Wissenschaftlern – zumindest den besten unter ihnen – ist die Förderung neuer Talente ebenso wichtig wie ihre eigene Forschungsarbeit. Karl von Frisch zählte zu diesem Kreis; er rekrutierte und betreute viele ausgezeichnete Studenten, die später ihre eigene wichtige Forschung betrieben. Einer derjenigen, die an von Frischs Erkenntnissen anknüpften, war Martin Lindauer, der wiederum den jungen Rüdiger Wehner unter seine Fittiche nahm.

1963 wurde Lindauer Direktor des Instituts für Zoologie in Frankfurt. Seine Arbeit über die sensorischen Fähigkeiten von Honigbienen erregte Wehners Aufmerksamkeit. Ihn faszinierte die Aussicht, gründliche Experimente mit Tieren durchzuführen, die sich frei bewegten. Von da an war Wehner bestrebt, sämtliche Mechanismen zu verstehen, die für bestimmte Verhaltensweisen verantwortlich sind; eine Kausalkette, die von den Sinnesorganen bis zu den Gehirnzellen führte, die konkrete Bewegungen auslösten. Mit Lindauer als Doktorvater erforschte Wehner, wie Honigbienen ungleiche Muster unterscheiden, und ging dann an die Universität Zürich, wo er sich habilitierte und bis zu seiner Emeritierung als Professor tätig war.1

Während wir an jenem Frühsommertag zusammensaßen und auf das ruhige Wasser des Sees hinunterblickten, erzählte mir Wehner, wie Lindauer ihn einige Monate nach seiner Promotion von Frisch auf dessen bekanntem Landgut in Brunwinkel vorgestellt hatte – ein ausgesprochen symbolträchtiges Ereignis. Wehners Schilderung erinnerte mich an das »Handauflegen«, das die apostolische Nachfolge in der christlichen Kirche kennzeichnet.

Der alte Meister entwickelte zwar auf geniale Weise Experimente, aber mit den modernen Statistikmethoden tat er sich schwer. Am Ende des Gesprächs fragte von Frisch den jungen Wissenschaftler mit einem Pokergesicht: »Was meinen Sie, Dr. Wehner, wie viele Beine hat ein Insekt?«

Dies war, gelinde gesagt, eine überraschende Frage. Wehner war darauf überhaupt nicht gefasst und meinte zögernd, dass die meisten Leute von sechs ausgingen. Daraufhin erwiderte von Frisch mit einem Grinsen: »Da wäre ich mir heutzutage nicht mehr so sicher. Ich würde sagen 5,9 plus/minus 0,2!« Das Gespräch fand zu jener Zeit statt, als seine Arbeit in den Vereinigten Staaten massiv angegriffen wurde, doch seinen trockenen Humor schien sich von Frisch bewahrt zu haben.
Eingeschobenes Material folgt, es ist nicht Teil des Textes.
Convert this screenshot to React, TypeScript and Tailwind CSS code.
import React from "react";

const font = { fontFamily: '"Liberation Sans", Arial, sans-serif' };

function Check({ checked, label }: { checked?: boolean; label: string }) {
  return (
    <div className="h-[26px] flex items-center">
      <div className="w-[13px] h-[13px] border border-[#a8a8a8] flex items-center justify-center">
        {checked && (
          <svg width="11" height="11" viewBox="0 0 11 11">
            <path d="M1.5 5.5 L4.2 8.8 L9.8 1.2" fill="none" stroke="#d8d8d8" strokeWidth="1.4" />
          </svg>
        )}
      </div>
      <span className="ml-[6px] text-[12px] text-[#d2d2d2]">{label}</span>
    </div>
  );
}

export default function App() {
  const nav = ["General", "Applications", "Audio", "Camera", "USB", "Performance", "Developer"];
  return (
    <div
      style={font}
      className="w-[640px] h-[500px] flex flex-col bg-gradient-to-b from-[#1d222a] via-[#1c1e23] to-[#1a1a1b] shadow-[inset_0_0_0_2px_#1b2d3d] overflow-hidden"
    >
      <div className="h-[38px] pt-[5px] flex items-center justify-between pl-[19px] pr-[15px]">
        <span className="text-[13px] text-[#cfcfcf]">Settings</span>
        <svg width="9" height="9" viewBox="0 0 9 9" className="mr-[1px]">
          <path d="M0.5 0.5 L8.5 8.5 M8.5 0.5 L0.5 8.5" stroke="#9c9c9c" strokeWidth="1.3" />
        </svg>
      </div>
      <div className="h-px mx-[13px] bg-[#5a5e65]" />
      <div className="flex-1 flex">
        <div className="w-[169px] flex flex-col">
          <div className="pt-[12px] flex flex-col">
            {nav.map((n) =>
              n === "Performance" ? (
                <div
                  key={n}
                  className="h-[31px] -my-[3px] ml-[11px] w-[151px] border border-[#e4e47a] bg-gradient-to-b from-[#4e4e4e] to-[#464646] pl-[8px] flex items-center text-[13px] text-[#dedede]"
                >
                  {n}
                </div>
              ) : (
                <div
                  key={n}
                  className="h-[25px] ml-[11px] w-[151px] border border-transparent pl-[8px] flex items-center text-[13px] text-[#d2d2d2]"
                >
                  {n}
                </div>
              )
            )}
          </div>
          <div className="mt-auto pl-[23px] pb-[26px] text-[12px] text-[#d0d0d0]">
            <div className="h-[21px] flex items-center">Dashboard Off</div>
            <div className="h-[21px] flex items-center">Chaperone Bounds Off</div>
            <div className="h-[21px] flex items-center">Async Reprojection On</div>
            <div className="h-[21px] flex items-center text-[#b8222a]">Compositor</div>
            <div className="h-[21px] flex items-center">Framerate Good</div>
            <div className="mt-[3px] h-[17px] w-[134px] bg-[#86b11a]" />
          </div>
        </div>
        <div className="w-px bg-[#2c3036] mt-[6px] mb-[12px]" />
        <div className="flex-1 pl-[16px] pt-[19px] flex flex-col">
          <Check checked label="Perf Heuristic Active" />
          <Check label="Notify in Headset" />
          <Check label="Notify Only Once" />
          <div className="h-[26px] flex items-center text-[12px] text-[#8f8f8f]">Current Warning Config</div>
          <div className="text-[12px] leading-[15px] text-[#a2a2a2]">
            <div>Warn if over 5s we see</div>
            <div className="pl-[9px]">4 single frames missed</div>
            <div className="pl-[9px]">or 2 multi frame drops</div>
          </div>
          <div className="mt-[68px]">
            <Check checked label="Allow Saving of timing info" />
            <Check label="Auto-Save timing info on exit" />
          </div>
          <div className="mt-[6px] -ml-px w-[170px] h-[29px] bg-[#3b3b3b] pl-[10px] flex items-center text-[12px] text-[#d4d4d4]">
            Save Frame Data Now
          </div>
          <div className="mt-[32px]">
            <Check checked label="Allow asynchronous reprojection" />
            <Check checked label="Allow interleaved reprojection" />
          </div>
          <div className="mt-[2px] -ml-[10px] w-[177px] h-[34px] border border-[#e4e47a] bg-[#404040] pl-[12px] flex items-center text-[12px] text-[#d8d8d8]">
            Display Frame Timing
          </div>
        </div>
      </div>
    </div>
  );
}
Nach der Promotion wollte Wehner in von Frischs Fußstapfen treten und Honigbienen erforschen, doch wie so häufig bescherte ihm der Zufall einen anderen Werdegang. Er plante einige Feldversuche im Frühling, und da Honigbienen zu dieser Jahreszeit in Europa noch nicht unterwegs sind, reiste er nach Israel, wo er in Ramla inmitten eines Orangenhains seine Apparaturen aufbaute. Doch leider war der Ort schlecht gewählt. Die Bäume waren übersät mit Blüten, und so überraschte es kaum, dass sich die Bienen lieber auf das reichhaltige Angebot an natürlichem Nektar stürzten und der von Wehner angebotenen Zuckerlösung keinerlei Beachtung schenkten.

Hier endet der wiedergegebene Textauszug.